Up Media
- Type: Online-only news
- Founder(s): Ma Yung-cheng [zh]
- Editor-in-chief: Shieh Chung-liang
- Founded: 15 July 2016; 9 years ago
- Language: Chinese
- Website: www.upmedia.mg

= Up Media =

Taiwanese media outlet

Up Media (上報) is a Taiwanese online news outlet established in 2016 that primarily focuses on in-depth reporting and interviews related to politics. It also covers esports news and hosts the Major Six tournament.

== History ==
In early 2016, former politician Ma Yung-cheng decided to leave politics and began discussions with his friends, journalists Wang Chien-chuang and Shieh Chung-liang, about the possibility of founding a media outlet together. On 15 July, Up Media was established with an investment ranging from NTD$150 to 200 million, funded by four entrepreneurs. ETtoday reported that the investors were primarily from the Pan-Green Coalition, while Want China Times noted that entrepreneur Chang Ya-li was one of the major shareholders, having invested over NTD$20 million in the startup. Wang Chien-chuang served as Up Media's managing director, and Shieh Chung-liang took on the role of chief editor. The outlet did not appoint a president, and Ma held the position of vice president. The founding editorial team consisted of 40 staff members, headquartered on Chang'an East Road in the Zhongshan District, Taipei.

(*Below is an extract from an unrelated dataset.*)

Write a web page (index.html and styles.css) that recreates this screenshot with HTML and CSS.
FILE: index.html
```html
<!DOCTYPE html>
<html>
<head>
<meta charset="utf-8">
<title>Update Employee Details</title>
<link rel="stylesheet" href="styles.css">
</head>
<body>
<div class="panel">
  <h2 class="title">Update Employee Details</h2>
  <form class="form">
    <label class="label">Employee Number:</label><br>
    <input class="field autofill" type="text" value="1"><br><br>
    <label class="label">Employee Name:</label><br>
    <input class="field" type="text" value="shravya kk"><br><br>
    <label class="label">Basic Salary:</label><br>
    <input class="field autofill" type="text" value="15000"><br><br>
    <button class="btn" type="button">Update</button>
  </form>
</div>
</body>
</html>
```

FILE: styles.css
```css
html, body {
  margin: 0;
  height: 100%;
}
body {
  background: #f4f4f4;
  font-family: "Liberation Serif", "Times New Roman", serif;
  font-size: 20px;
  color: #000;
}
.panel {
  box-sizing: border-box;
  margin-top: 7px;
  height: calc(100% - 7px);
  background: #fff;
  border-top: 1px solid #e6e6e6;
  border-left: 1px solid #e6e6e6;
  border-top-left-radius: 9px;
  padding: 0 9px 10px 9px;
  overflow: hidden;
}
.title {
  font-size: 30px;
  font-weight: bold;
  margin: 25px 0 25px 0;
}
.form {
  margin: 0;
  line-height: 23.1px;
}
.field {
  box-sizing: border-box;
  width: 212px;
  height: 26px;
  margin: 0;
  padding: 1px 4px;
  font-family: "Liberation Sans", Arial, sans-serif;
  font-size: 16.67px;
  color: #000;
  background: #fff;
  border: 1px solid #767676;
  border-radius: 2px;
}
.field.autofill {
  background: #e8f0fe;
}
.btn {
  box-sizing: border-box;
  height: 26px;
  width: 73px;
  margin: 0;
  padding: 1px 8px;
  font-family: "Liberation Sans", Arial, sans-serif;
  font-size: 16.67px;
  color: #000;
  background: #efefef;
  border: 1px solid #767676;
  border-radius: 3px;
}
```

Due to his connections with the Pan-Green Coalition, Ma stated in an interview with TVBS that he would not interfere in editorial decisions and would primarily oversee management and marketing affairs. Up Media focused on in-depth reporting and interviews, avoiding instant news coverage. Shieh explained that this decision was made to steer clear of clickbait and sensationalism, opting instead for a traditional journalism approach. He also brought some editorial staff from his previous employer The Storm Media to join Up Media.

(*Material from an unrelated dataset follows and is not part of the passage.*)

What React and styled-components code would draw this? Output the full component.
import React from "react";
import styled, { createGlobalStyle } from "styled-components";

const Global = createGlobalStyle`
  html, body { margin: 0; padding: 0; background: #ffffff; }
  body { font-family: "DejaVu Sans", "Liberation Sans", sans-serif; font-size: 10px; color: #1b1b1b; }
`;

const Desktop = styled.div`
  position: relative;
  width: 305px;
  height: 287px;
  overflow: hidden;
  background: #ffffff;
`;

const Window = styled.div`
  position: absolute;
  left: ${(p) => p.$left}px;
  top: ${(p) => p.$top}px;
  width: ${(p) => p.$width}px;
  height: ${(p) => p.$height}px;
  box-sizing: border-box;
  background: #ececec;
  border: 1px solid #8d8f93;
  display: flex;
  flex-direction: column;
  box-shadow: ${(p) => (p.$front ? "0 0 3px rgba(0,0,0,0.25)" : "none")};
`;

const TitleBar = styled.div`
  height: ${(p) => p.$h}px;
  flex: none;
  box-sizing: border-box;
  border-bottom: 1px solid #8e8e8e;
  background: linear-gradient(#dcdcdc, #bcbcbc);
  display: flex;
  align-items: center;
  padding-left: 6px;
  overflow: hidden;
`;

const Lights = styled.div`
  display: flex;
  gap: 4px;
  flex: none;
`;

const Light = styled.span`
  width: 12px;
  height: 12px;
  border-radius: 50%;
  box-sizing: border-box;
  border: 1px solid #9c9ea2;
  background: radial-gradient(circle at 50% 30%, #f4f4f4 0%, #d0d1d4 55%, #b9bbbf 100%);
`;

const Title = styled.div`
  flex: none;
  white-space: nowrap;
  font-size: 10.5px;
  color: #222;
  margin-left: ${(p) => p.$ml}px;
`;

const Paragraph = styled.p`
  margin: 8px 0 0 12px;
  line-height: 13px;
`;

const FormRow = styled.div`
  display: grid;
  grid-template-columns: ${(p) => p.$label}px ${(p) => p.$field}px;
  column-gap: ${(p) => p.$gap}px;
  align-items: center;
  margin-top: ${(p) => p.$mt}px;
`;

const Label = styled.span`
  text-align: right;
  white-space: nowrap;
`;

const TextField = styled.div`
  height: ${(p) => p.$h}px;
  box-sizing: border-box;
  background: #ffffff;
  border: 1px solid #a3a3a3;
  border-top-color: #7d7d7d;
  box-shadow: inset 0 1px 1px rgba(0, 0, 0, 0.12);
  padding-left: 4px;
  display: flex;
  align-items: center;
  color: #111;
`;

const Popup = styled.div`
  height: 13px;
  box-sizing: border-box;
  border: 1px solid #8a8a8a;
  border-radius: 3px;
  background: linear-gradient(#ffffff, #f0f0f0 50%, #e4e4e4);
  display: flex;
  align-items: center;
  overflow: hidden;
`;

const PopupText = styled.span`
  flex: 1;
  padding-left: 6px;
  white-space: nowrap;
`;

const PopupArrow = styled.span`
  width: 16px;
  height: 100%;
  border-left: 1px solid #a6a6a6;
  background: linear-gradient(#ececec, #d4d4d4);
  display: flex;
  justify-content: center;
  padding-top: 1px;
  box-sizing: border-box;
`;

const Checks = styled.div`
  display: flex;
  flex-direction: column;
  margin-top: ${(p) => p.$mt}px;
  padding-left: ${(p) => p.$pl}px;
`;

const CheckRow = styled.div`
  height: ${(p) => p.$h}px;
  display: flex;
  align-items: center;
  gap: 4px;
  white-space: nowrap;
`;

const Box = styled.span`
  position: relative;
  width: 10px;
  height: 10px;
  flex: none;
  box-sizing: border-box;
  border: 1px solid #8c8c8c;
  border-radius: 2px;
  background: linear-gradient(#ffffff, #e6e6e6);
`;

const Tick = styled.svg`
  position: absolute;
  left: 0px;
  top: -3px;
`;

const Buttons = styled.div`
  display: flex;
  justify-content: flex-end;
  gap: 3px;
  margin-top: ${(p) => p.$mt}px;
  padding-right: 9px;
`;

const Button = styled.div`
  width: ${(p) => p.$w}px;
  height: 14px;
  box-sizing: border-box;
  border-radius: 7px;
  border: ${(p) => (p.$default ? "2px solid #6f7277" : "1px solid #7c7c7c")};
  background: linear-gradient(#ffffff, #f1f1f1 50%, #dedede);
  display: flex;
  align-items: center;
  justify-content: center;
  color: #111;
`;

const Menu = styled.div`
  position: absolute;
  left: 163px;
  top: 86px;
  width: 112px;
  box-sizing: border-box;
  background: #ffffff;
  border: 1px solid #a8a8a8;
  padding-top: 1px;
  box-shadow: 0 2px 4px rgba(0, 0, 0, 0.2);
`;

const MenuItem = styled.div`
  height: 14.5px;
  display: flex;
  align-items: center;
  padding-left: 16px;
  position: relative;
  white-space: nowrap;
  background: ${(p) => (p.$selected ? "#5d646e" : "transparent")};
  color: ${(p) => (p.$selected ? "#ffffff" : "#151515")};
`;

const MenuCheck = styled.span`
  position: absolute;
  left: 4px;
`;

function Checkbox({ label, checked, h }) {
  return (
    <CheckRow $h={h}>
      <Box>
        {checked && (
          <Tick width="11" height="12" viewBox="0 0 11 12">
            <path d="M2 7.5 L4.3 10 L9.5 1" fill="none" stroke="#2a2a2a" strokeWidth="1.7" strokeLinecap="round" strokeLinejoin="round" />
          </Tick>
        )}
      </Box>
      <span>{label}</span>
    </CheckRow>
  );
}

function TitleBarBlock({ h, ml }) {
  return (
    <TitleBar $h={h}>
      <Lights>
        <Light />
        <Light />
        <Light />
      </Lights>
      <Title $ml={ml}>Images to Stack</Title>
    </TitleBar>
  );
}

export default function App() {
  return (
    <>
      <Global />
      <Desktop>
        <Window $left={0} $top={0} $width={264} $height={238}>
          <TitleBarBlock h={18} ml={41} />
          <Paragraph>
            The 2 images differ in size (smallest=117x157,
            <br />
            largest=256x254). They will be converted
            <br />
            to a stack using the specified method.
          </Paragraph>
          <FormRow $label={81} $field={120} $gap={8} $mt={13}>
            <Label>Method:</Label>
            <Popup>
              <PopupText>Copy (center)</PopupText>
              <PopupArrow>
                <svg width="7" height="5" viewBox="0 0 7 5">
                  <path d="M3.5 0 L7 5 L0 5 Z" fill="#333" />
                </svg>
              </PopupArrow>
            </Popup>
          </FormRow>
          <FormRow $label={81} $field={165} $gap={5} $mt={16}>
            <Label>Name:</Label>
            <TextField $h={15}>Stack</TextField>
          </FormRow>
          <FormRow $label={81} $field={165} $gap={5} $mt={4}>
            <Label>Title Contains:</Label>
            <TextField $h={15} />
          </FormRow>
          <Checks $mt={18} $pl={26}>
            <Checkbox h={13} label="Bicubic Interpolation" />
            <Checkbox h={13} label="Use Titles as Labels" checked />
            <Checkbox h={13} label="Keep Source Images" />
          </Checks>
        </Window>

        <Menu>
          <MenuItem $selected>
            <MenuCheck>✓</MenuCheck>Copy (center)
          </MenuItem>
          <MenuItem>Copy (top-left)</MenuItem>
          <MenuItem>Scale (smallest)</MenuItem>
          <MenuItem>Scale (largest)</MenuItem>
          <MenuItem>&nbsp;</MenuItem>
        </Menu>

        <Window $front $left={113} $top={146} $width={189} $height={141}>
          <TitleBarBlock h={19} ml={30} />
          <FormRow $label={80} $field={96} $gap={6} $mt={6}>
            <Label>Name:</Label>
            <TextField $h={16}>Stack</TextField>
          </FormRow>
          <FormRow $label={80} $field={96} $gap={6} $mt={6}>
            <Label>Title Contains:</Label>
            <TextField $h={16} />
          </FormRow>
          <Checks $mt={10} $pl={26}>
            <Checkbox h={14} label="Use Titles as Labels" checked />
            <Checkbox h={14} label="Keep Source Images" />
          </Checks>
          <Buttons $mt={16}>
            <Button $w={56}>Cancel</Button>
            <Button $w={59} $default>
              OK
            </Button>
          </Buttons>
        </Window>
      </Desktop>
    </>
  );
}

In October 2016, Up Media began collaborating with video game companies and organized esports competitions, starting with the Third Major Six, a League of Legends tournament. A new column for gaming and esports news was launched alongside the political pieces, with Shieh crediting this new area as a significant source of revenue for the media outlet, and Up Media continued to host the Major Six annually. In August 2017, Up Media announced their collaboration with Project Syndicate, publishing translated articles from it. Before 2018, Hu Hong-ren became Up Media president. In August 2020, Ma Yung-cheng resigned from Up Media.

In October 2018, an Up Media editorial commenting 2018 Taiwanese local elections won the News Commentary Award at the Excellent Journalism Awards. In October 2024, a commentary for William Lai's inauguration was nominated for another News Commentary Award. In addition, Wang Chien-chuang won the Outstanding Contribution Award in Journalism in October 2020.